The REIT has grown its average FFO per unit by 2.0% per year over the last decade. It has promising growth prospects ahead, but we note that there is limited growth potential from the side of occupancy, which currently exceeds 98%.
In addition, the trust will be hurt by fast-rising interest rates, which are likely to increase expenses significantly in the upcoming quarters. Overall, we expect the Canadian Apartment Properties REIT to grow its FFO per unit by about 2.0% per year on average over the next five years, in line with its historical growth rate.
Dividend & Valuation Analysis
The Canadian Apartment Properties REIT is currently offering a 3.2% dividend yield, which is double the 1.6% yield of the S&P 500. The REIT is thus an interesting candidate for income-oriented investors, but the latter should be aware that the dividend may fluctuate significantly over time due to the gyrations of the exchange rate between the Canadian dollar and the US dollar.
Thanks to its solid business model, a decent payout ratio of 65%, and a healthy interest coverage ratio of 3.7, the trust is not likely to cut its dividend in the absence of a severe recession.
Notably, the Canadian Apartment Properties REIT has maintained a stronger balance sheet than most REITs in order to have the sufficient financial strength to endure a potential recession. We praise management for maintaining a decent balance sheet, with net debt of $5.7 billion, which is marginally less than the current market capitalization of the stock.
On the other hand, due to the aggressive interest rate hikes implemented by central banks in response to high inflation, interest expense is likely to rise significantly in the upcoming years. This is a headwind for the vast majority of REITs. If high inflation persists for much longer than currently anticipated, high-interest rates will probably take their toll on the bottom line of this REIT.
In reference to the valuation, the Canadian Apartment Properties REIT has recently been seen trading for 20.1 times its FFO per unit in the last 12 months. This is a markedly high FFO multiple, especially in the current investing environment, in which the valuation of most stocks has been compressed due to high inflation. High inflation reduces the present value of future cash flows and thus compresses REITs’ price-to-FFO ratios.
We assume a fair price-to-FFO ratio of 15.0 for the stock. Therefore, the current FFO multiple is higher than our assumed fair price-to-FFO ratio. If the stock trades at its fair valuation level in five years, it will incur a -5.7% annualized drag in its returns.
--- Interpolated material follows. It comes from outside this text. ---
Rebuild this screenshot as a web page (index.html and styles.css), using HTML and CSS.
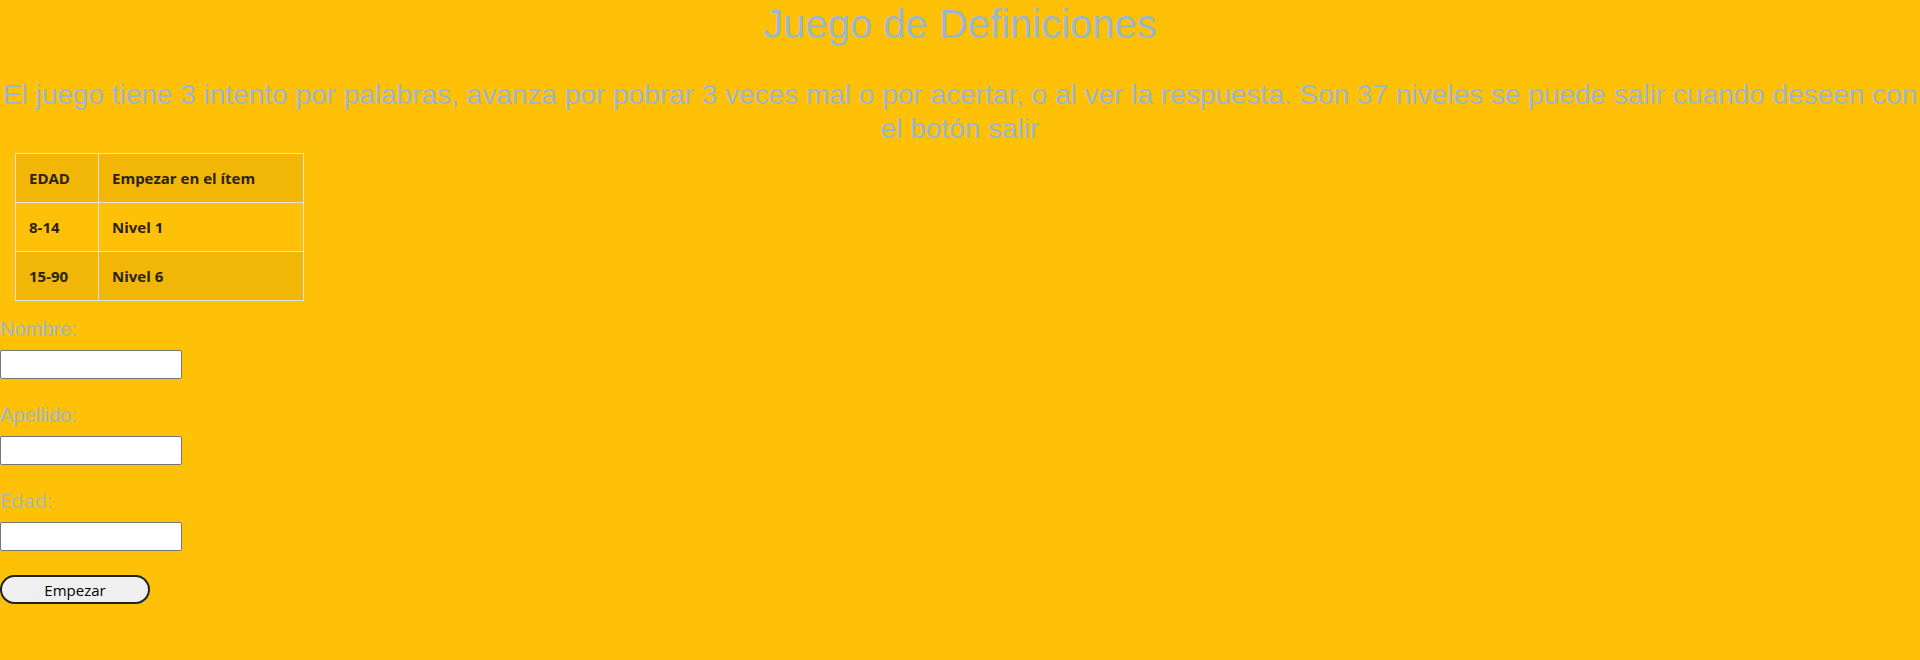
FILE: index.html
```html
<!DOCTYPE html>
<html lang="es">
<head>
<meta charset="utf-8">
<title>Juego de Definiciones</title>
<link rel="stylesheet" href="styles.css">
</head>
<body>
  <h1 class="title">Juego de Definiciones</h1>
  <h3 class="intro">El juego tiene 3 intento por palabras, avanza por pobrar 3 veces mal o por acertar, o al ver la respuesta. Son 37 niveles se puede salir cuando deseen con el botón salir</h3>
  <table class="levels">
    <tbody>
      <tr class="odd"><th class="c1">EDAD</th><th class="c2">Empezar en el ítem</th></tr>
      <tr><th class="c1">8-14</th><th class="c2">Nivel 1</th></tr>
      <tr class="odd"><th class="c1">15-90</th><th class="c2">Nivel 6</th></tr>
    </tbody>
  </table>
  <form class="form">
    <div class="group">
      <label class="lbl" for="nombre">Nombre:</label>
      <input class="field" type="text" id="nombre">
    </div>
    <div class="group">
      <label class="lbl" for="apellido">Apellido:</label>
      <input class="field" type="text" id="apellido">
    </div>
    <div class="group">
      <label class="lbl lbl-alt" for="edad">Edad:</label>
      <input class="field" type="text" id="edad">
    </div>
    <button class="btn" type="button">Empezar</button>
  </form>
</body>
</html>
```
FILE: styles.css
```css
html, body {
  margin: 0;
  padding: 0;
}
body {
  background: #ffc107;
  font-family: "Open Sans", "Noto Sans", sans-serif;
  font-size: 16px;
  color: #212529;
}
.title {
  margin: 0 0 30px 0;
  font-family: "Liberation Sans", Arial, sans-serif;
  font-size: 40px;
  line-height: 48px;
  font-weight: normal;
  text-align: center;
  color: #9db6d0;
}
.intro {
  margin: 0 0 8px 0;
  font-family: "Liberation Sans", Arial, sans-serif;
  font-size: 28px;
  line-height: 33.6px;
  font-weight: normal;
  text-align: center;
  color: #9db6d0;
}
.levels {
  margin: 0 0 16px 15px;
  width: 289px;
  border-collapse: collapse;
}
.levels th {
  border: 1px solid #dee2e6;
  padding: 12px 12px 12px 13px;
  height: 24px;
  line-height: 24px;
  font-size: 15px;
  font-weight: 700;
  text-align: left;
  color: #2a2312;
  box-sizing: content-box;
}
.levels .c1 { width: 57px; }
.levels .odd { background: rgba(0, 0, 0, 0.05); }
.form {
  margin: 0;
}
.group {
  display: flex;
  flex-direction: column;
  align-items: flex-start;
  margin-bottom: 24px;
}
.lbl {
  display: block;
  height: 26px;
  line-height: 25px;
  margin-bottom: 7px;
  font-family: "Liberation Sans", Arial, sans-serif;
  font-size: 20px;
  color: #9db6d0;
}
.lbl-alt {
  font-family: "Open Sans", sans-serif;
  font-size: 20px;
  line-height: 24px;
  color: #a9b7b8;
}
.field {
  box-sizing: border-box;
  width: 182px;
  height: 29px;
  margin: 0;
  border: 1px solid #767676;
  border-radius: 2px;
  background: #fff;
  padding: 1px 2px;
  font-size: 16px;
}
.btn {
  display: block;
  box-sizing: border-box;
  margin: 24px 0 0 0;
  width: 150px;
  height: 29px;
  padding: 0;
  border: 2px solid #222;
  border-radius: 15px;
  background: #efefef;
  font-family: "Open Sans", "Noto Sans", sans-serif;
  font-size: 15px;
  color: #000;
}
```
Taking into account the 2% annual FFO-per-unit growth, the 3.2% dividend, and a -5.7% annualized contraction of valuation level, the Canadian Apartment Properties REIT could offer just a -0.2% average annual total return over the next five years. Thus, the REIT is richly valued right now, and investors should wait for a meaningful correction of the stock.
Final Thoughts
The Canadian Apartment Properties REIT has been enjoying a strong recovery from the impact of pandemic. As the stock is offering a 3.2% dividend yield and has decent growth prospects ahead, it remains an attractive candidate for the portfolios of income-oriented investors.
However, the market seems to have already appreciated the virtues of this REIT. As a result, the stock seems fully valued right now. Moreover, the REIT is characterized by exceptionally low trading volume. This means that it is hard to establish or sell a large position in this stock.